■ DATA SEGMENT
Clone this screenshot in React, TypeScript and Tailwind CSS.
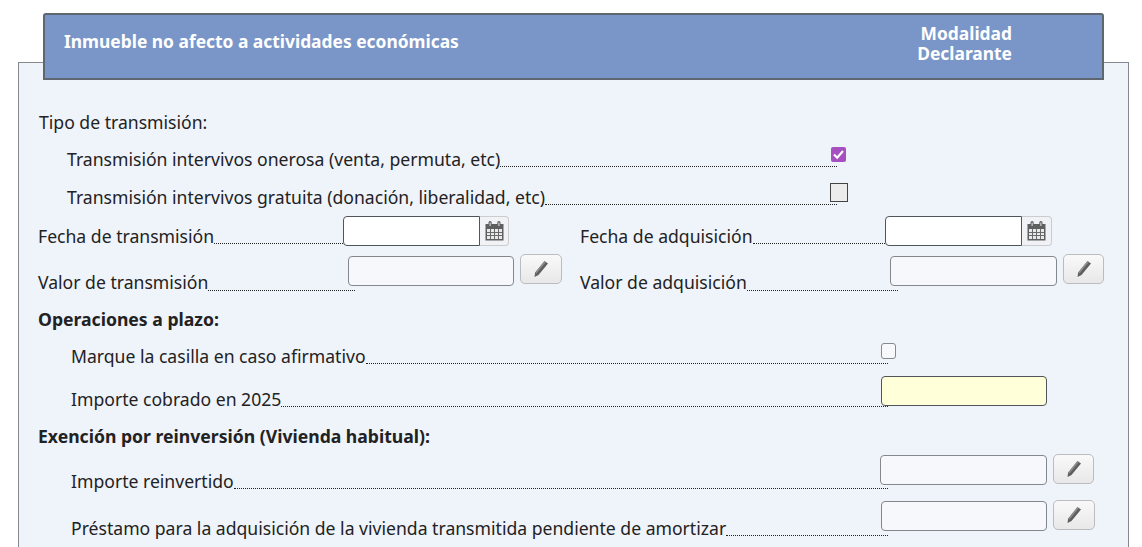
import React from 'react';

const Leader = ({ label, width, labelClass = '-mb-[4px]' }: { label: string; width: number; labelClass?: string }) => (
  <div className="flex items-end" style={{ width }}>
    <span className={`whitespace-nowrap leading-[24px] ${labelClass}`}>{label}</span>
    <span className="flex-1 border-b border-dotted border-[#222]" />
  </div>
);

const CalendarIcon = () => (
  <svg width="19" height="20" viewBox="0 0 19 20">
    <path fill="#5f5f5f" d="M0.5 3h3V1.6a1.6 1.6 0 0 1 3.2 0V3h5.6V1.6a1.6 1.6 0 0 1 3.2 0V3h3v16.5h-18z" />
    <path fill="#e6e8ec" d="M2 8h15v10H2z" />
    <path stroke="#6a6a6a" strokeWidth="1" d="M2 11.5h15M2 14.5h15M5.5 8v10M9.5 8v10M13.5 8v10" />
    <path fill="#e4e6ea" d="M4.6 1.5h1V5h-1zM13.4 1.5h1V5h-1z" />
  </svg>
);

const PencilIcon = () => (
  <svg width="16" height="18" viewBox="0 0 16 18">
    <path fill="#5e5e5e" d="M11.5 1l3.5 2.4L5.5 15 1.5 17l.7-4.4z" />
    <path fill="#8f8f8f" d="M11.5 1l1.3.9L3.4 13.6l-1.1-.9z" />
  </svg>
);

const EditButton = ({ className = '' }: { className?: string }) => (
  <button className={`flex h-[30px] w-[41px] items-center justify-center rounded-[5px] border border-[#bbbcbe] bg-gradient-to-b from-[#f9f9fa] to-[#e8e8e8] ${className}`}>
    <PencilIcon />
  </button>
);

const ReadOnlyInput = ({ className = '' }: { className?: string }) => (
  <div className={`h-[30px] rounded-[4px] border border-[#84888e] bg-[#f6f8fc] ${className}`} />
);

const DateInput = ({ className = '', pickerClass = 'w-[29px]' }: { className?: string; pickerClass?: string }) => (
  <div className={`flex ${className}`}>
    <div className="h-[30px] w-[137px] rounded-l-[4px] border border-[#50555c] bg-white" />
    <div className={`flex h-[30px] items-center justify-center rounded-r-[4px] border border-l-0 border-[#ccc] bg-[#f1f2f5] ${pickerClass}`}>
      <CalendarIcon />
    </div>
  </div>
);

export default function App() {
  return (
    <div className="h-[547px] w-[1142px] overflow-hidden bg-white pl-[18px] pt-[62px] font-['Noto_Sans',sans-serif] text-[17.6px] text-[#222]">
      <div className="h-[600px] w-[1111px] border-x border-t border-[#85888c] bg-[#eff3fa]">
        {/* Section header */}
        <div className="-mt-[50px] ml-[24px] flex h-[67px] w-[1061px] items-center justify-between rounded-t-[3px] border-2 border-[#5e6670] bg-[#7a96c8] pl-[19px] pr-[90px] text-[17.4px] font-bold text-white">
          <span className="mb-[10px]">Inmueble no afecto a actividades económicas</span>
          <span className="mb-[8px] text-right leading-[20px]">
            Modalidad
            <br />
            Declarante
          </span>
        </div>

        <div className="flex h-[54px] items-end pl-[20px]">
          <span className="leading-[24px]">Tipo de transmisión:</span>
        </div>

        <div className="flex h-[33px] items-end pl-[48px]">
          <Leader label="Transmisión intervivos onerosa (venta, permuta, etc)" width={770} />
          <div className="-ml-[6px] mb-[5px] flex h-[15px] w-[15px] items-center justify-center rounded-[2px] bg-[#a64fc0]">
            <svg width="13" height="13" viewBox="0 0 13 13">
              <path d="M2 6.5l3.2 3.2L11 3" fill="none" stroke="#fff" strokeWidth="2.2" />
            </svg>
          </div>
        </div>

        <div className="flex h-[38px] items-end pl-[48px]">
          <Leader label="Transmisión intervivos gratuita (donación, liberalidad, etc)" width={770} />
          <div className="-ml-[7px] mb-[3px] h-[19px] w-[18px] border border-[#444] bg-[#ececec]" />
        </div>

        <div className="flex h-[39px] items-end pl-[19px]">
          <Leader label="Fecha de transmisión" width={305} />
          <DateInput className="-mb-[2px]" />
          <div className="ml-[71px]">
            <Leader label="Fecha de adquisición" width={305} />
          </div>
          <DateInput className="-mb-[2px]" pickerClass="w-[30px]" />
        </div>

        <div className="flex h-[47px] items-end pl-[19px]">
          <Leader label="Valor de transmisión" width={317} labelClass="-mb-[3px]" />
          <ReadOnlyInput className="-ml-[7px] mb-[5px] w-[166px]" />
          <EditButton className="mb-[7px] ml-[6px] w-[42px]" />
          <div className="ml-[18px]">
            <Leader label="Valor de adquisición" width={318} labelClass="-mb-[3px]" />
          </div>
          <ReadOnlyInput className="-ml-[8px] mb-[5px] w-[167px]" />
          <EditButton className="mb-[7px] ml-[6px]" />
        </div>

        <div className="flex h-[40px] items-end pl-[19px] font-bold">
          <span className="leading-[24px]">Operaciones a plazo:</span>
        </div>

        <div className="flex h-[33px] items-end pl-[52px]">
          <Leader label="Marque la casilla en caso afirmativo" width={817} />
          <div className="-ml-[7px] mb-[5px] h-[16px] w-[15px] rounded-[3px] border border-[#85888c] bg-[#f6f8fc]" />
        </div>

        <div className="flex h-[43px] items-end pl-[52px]">
          <Leader label="Importe cobrado en 2025" width={817} />
          <div className="-ml-[7px] mb-[1px] h-[30px] w-[166px] rounded-[4px] border border-[#50555c] bg-[#ffffd9]" />
        </div>

        <div className="flex h-[41px] items-end pl-[19px] font-bold">
          <span className="leading-[24px]">Exención por reinversión (Vivienda habitual):</span>
        </div>

        <div className="flex h-[41px] items-end pl-[52px]">
          <Leader label="Importe reinvertido" width={817} />
          <ReadOnlyInput className="-ml-[8px] mb-[4px] w-[167px]" />
          <EditButton className="mb-[5px] ml-[6px]" />
        </div>

        <div className="flex h-[47px] items-end pl-[52px]">
          <Leader label="Préstamo para la adquisición de la vivienda transmitida pendiente de amortizar" width={817} />
          <ReadOnlyInput className="-ml-[7px] mb-[5px] w-[166px]" />
          <EditButton className="mb-[6px] ml-[6px] w-[42px]" />
        </div>
      </div>
    </div>
  );
}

■ SHORT PROBLEM
Quote the preceding listing precisely and completely, omitting its images.

■ WORKED ANSWER
Clone this screenshot in React, TypeScript and Tailwind CSS.
import React from 'react';

const Leader = ({ label, width, labelClass = '-mb-[4px]' }: { label: string; width: number; labelClass?: string }) => (
  <div className="flex items-end" style={{ width }}>
    <span className={`whitespace-nowrap leading-[24px] ${labelClass}`}>{label}</span>
    <span className="flex-1 border-b border-dotted border-[#222]" />
  </div>
);

const CalendarIcon = () => (
  <svg width="19" height="20" viewBox="0 0 19 20">
    <path fill="#5f5f5f" d="M0.5 3h3V1.6a1.6 1.6 0 0 1 3.2 0V3h5.6V1.6a1.6 1.6 0 0 1 3.2 0V3h3v16.5h-18z" />
    <path fill="#e6e8ec" d="M2 8h15v10H2z" />
    <path stroke="#6a6a6a" strokeWidth="1" d="M2 11.5h15M2 14.5h15M5.5 8v10M9.5 8v10M13.5 8v10" />
    <path fill="#e4e6ea" d="M4.6 1.5h1V5h-1zM13.4 1.5h1V5h-1z" />
  </svg>
);

const PencilIcon = () => (
  <svg width="16" height="18" viewBox="0 0 16 18">
    <path fill="#5e5e5e" d="M11.5 1l3.5 2.4L5.5 15 1.5 17l.7-4.4z" />
    <path fill="#8f8f8f" d="M11.5 1l1.3.9L3.4 13.6l-1.1-.9z" />
  </svg>
);

const EditButton = ({ className = '' }: { className?: string }) => (
  <button className={`flex h-[30px] w-[41px] items-center justify-center rounded-[5px] border border-[#bbbcbe] bg-gradient-to-b from-[#f9f9fa] to-[#e8e8e8] ${className}`}>
    <PencilIcon />
  </button>
);

const ReadOnlyInput = ({ className = '' }: { className?: string }) => (
  <div className={`h-[30px] rounded-[4px] border border-[#84888e] bg-[#f6f8fc] ${className}`} />
);

const DateInput = ({ className = '', pickerClass = 'w-[29px]' }: { className?: string; pickerClass?: string }) => (
  <div className={`flex ${className}`}>
    <div className="h-[30px] w-[137px] rounded-l-[4px] border border-[#50555c] bg-white" />
    <div className={`flex h-[30px] items-center justify-center rounded-r-[4px] border border-l-0 border-[#ccc] bg-[#f1f2f5] ${pickerClass}`}>
      <CalendarIcon />
    </div>
  </div>
);

export default function App() {
  return (
    <div className="h-[547px] w-[1142px] overflow-hidden bg-white pl-[18px] pt-[62px] font-['Noto_Sans',sans-serif] text-[17.6px] text-[#222]">
      <div className="h-[600px] w-[1111px] border-x border-t border-[#85888c] bg-[#eff3fa]">
        {/* Section header */}
        <div className="-mt-[50px] ml-[24px] flex h-[67px] w-[1061px] items-center justify-between rounded-t-[3px] border-2 border-[#5e6670] bg-[#7a96c8] pl-[19px] pr-[90px] text-[17.4px] font-bold text-white">
          <span className="mb-[10px]">Inmueble no afecto a actividades económicas</span>
          <span className="mb-[8px] text-right leading-[20px]">
            Modalidad
            <br />
            Declarante
          </span>
        </div>

        <div className="flex h-[54px] items-end pl-[20px]">
          <span className="leading-[24px]">Tipo de transmisión:</span>
        </div>

        <div className="flex h-[33px] items-end pl-[48px]">
          <Leader label="Transmisión intervivos onerosa (venta, permuta, etc)" width={770} />
          <div className="-ml-[6px] mb-[5px] flex h-[15px] w-[15px] items-center justify-center rounded-[2px] bg-[#a64fc0]">
            <svg width="13" height="13" viewBox="0 0 13 13">
              <path d="M2 6.5l3.2 3.2L11 3" fill="none" stroke="#fff" strokeWidth="2.2" />
            </svg>
          </div>
        </div>

        <div className="flex h-[38px] items-end pl-[48px]">
          <Leader label="Transmisión intervivos gratuita (donación, liberalidad, etc)" width={770} />
          <div className="-ml-[7px] mb-[3px] h-[19px] w-[18px] border border-[#444] bg-[#ececec]" />
        </div>

        <div className="flex h-[39px] items-end pl-[19px]">
          <Leader label="Fecha de transmisión" width={305} />
          <DateInput className="-mb-[2px]" />
          <div className="ml-[71px]">
            <Leader label="Fecha de adquisición" width={305} />
          </div>
          <DateInput className="-mb-[2px]" pickerClass="w-[30px]" />
        </div>

        <div className="flex h-[47px] items-end pl-[19px]">
          <Leader label="Valor de transmisión" width={317} labelClass="-mb-[3px]" />
          <ReadOnlyInput className="-ml-[7px] mb-[5px] w-[166px]" />
          <EditButton className="mb-[7px] ml-[6px] w-[42px]" />
          <div className="ml-[18px]">
            <Leader label="Valor de adquisición" width={318} labelClass="-mb-[3px]" />
          </div>
          <ReadOnlyInput className="-ml-[8px] mb-[5px] w-[167px]" />
          <EditButton className="mb-[7px] ml-[6px]" />
        </div>

        <div className="flex h-[40px] items-end pl-[19px] font-bold">
          <span className="leading-[24px]">Operaciones a plazo:</span>
        </div>

        <div className="flex h-[33px] items-end pl-[52px]">
          <Leader label="Marque la casilla en caso afirmativo" width={817} />
          <div className="-ml-[7px] mb-[5px] h-[16px] w-[15px] rounded-[3px] border border-[#85888c] bg-[#f6f8fc]" />
        </div>

        <div className="flex h-[43px] items-end pl-[52px]">
          <Leader label="Importe cobrado en 2025" width={817} />
          <div className="-ml-[7px] mb-[1px] h-[30px] w-[166px] rounded-[4px] border border-[#50555c] bg-[#ffffd9]" />
        </div>

        <div className="flex h-[41px] items-end pl-[19px] font-bold">
          <span className="leading-[24px]">Exención por reinversión (Vivienda habitual):</span>
        </div>

        <div className="flex h-[41px] items-end pl-[52px]">
          <Leader label="Importe reinvertido" width={817} />
          <ReadOnlyInput className="-ml-[8px] mb-[4px] w-[167px]" />
          <EditButton className="mb-[5px] ml-[6px]" />
        </div>

        <div className="flex h-[47px] items-end pl-[52px]">
          <Leader label="Préstamo para la adquisición de la vivienda transmitida pendiente de amortizar" width={817} />
          <ReadOnlyInput className="-ml-[7px] mb-[5px] w-[166px]" />
          <EditButton className="mb-[6px] ml-[6px] w-[42px]" />
        </div>
      </div>
    </div>
  );
}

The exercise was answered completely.